[Start of Provided data]

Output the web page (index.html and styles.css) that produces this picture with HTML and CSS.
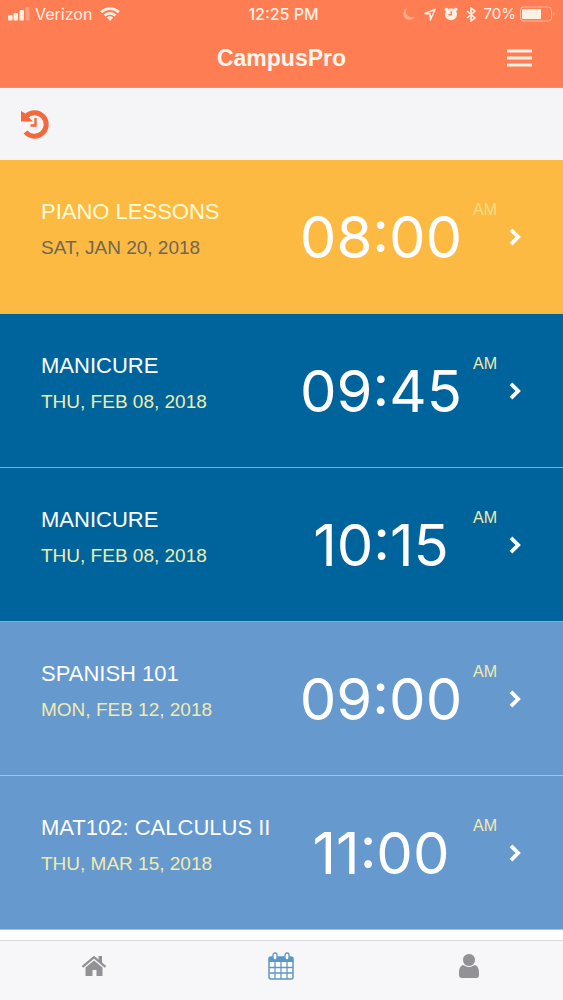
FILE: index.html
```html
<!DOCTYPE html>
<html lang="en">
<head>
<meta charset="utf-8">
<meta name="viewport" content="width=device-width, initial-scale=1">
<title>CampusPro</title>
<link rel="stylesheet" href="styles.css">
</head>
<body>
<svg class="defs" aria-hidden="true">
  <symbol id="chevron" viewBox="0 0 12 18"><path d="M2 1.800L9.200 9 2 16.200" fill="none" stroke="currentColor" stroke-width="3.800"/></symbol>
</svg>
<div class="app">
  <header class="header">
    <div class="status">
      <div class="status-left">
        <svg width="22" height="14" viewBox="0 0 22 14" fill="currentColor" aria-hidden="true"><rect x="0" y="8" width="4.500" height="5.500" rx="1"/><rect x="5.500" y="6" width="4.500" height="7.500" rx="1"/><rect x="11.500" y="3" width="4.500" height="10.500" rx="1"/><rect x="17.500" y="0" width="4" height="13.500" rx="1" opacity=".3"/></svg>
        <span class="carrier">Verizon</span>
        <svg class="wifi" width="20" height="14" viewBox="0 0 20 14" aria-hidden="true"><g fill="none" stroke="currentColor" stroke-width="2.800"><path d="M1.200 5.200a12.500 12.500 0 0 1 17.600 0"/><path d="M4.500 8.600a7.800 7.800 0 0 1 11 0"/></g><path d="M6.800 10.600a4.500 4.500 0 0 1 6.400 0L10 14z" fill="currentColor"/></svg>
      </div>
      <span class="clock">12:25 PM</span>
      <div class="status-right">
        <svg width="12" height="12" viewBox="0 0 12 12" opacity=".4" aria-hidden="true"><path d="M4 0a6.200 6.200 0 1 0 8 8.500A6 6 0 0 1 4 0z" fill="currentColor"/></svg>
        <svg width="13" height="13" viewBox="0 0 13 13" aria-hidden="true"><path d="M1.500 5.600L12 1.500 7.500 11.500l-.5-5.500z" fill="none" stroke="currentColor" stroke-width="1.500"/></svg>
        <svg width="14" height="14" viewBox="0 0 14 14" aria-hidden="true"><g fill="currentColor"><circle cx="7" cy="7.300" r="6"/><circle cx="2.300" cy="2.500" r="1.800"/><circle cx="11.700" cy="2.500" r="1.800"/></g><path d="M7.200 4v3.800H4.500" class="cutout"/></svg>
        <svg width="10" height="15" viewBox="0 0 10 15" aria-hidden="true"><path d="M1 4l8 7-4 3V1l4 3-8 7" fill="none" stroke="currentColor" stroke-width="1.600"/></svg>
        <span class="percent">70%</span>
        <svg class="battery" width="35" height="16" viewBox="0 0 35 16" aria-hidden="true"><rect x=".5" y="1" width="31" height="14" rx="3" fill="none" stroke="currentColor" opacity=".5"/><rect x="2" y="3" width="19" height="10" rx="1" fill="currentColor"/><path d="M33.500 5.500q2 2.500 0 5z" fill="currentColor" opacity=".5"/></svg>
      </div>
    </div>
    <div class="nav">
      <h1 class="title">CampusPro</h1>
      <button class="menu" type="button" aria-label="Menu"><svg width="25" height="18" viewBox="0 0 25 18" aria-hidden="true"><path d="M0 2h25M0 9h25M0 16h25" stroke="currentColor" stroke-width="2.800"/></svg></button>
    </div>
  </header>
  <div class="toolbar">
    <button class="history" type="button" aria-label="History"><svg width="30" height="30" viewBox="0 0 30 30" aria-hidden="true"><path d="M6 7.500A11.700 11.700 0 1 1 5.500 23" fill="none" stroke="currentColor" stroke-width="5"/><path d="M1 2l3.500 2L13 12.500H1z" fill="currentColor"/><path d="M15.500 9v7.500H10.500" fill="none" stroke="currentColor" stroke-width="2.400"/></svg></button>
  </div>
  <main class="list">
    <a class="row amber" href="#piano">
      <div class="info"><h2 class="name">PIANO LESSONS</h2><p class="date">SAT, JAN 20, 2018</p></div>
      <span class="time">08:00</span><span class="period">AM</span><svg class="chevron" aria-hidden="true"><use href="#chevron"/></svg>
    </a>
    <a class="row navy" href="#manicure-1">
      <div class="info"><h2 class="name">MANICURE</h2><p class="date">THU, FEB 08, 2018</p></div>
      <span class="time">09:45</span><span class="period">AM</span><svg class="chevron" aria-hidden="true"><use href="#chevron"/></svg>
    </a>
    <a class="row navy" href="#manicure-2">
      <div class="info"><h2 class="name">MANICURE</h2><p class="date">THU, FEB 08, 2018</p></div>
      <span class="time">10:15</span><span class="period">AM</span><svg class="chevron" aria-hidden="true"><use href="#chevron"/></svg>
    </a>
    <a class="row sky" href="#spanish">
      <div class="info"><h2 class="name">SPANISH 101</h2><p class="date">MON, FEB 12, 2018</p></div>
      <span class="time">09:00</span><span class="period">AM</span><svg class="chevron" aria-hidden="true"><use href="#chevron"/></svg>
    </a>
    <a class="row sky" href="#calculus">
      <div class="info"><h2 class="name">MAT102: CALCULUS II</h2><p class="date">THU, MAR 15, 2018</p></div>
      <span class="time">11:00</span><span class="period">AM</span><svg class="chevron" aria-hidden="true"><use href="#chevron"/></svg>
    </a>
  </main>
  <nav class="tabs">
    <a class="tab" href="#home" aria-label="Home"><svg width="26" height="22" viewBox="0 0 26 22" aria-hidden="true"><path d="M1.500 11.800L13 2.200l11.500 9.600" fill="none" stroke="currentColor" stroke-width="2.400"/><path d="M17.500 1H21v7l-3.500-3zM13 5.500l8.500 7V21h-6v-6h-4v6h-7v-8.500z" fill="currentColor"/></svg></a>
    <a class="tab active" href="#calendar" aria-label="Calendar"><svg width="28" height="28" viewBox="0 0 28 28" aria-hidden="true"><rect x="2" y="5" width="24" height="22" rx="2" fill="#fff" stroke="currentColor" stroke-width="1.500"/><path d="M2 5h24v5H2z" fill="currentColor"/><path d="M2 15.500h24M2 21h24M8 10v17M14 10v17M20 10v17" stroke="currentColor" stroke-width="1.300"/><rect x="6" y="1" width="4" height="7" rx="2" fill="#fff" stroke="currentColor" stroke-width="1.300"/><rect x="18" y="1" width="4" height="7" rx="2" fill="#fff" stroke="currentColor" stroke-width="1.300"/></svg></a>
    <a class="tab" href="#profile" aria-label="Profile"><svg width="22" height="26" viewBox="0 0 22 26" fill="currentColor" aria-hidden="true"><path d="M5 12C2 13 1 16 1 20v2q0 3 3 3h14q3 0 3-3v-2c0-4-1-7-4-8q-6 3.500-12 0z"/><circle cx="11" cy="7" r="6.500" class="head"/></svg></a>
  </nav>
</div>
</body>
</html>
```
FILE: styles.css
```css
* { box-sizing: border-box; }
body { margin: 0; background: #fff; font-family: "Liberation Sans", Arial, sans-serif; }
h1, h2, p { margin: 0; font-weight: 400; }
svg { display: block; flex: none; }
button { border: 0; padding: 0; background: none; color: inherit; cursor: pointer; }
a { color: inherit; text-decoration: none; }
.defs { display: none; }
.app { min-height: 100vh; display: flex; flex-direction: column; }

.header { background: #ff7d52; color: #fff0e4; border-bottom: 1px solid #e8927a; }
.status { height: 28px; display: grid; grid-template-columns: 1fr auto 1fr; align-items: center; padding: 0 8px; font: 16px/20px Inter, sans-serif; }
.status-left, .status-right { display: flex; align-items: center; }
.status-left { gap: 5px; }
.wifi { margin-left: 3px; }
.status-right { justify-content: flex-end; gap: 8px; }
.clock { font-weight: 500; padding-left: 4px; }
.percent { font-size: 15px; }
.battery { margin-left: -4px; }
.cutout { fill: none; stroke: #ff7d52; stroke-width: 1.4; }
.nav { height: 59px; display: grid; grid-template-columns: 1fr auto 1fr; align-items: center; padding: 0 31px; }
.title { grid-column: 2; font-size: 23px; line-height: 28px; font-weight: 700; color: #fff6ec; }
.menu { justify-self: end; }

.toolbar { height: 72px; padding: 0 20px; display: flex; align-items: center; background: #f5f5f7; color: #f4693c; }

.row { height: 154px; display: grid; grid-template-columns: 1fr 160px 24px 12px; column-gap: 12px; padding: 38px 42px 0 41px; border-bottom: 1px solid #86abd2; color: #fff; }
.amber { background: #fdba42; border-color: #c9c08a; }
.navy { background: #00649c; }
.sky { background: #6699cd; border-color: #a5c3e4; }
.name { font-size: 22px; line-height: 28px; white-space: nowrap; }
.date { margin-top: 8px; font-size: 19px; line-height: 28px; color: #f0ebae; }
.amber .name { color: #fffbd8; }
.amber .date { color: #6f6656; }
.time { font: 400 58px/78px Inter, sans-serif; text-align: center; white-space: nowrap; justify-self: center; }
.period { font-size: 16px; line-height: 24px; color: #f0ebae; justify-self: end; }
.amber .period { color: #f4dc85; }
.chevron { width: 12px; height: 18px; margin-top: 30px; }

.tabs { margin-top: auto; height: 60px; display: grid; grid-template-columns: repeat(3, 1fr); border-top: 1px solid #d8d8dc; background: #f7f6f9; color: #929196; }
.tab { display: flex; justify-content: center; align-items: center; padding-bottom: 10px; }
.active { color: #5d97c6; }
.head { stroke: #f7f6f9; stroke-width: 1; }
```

[End of Provided data]

▶ [What is needed]: Pick out lines containing the word "styles", each one as written.

▶ [Exercise response]:
Output the web page (index.html and styles.css) that produces this picture with HTML and CSS.
<link rel="stylesheet" href="styles.css">
FILE: styles.css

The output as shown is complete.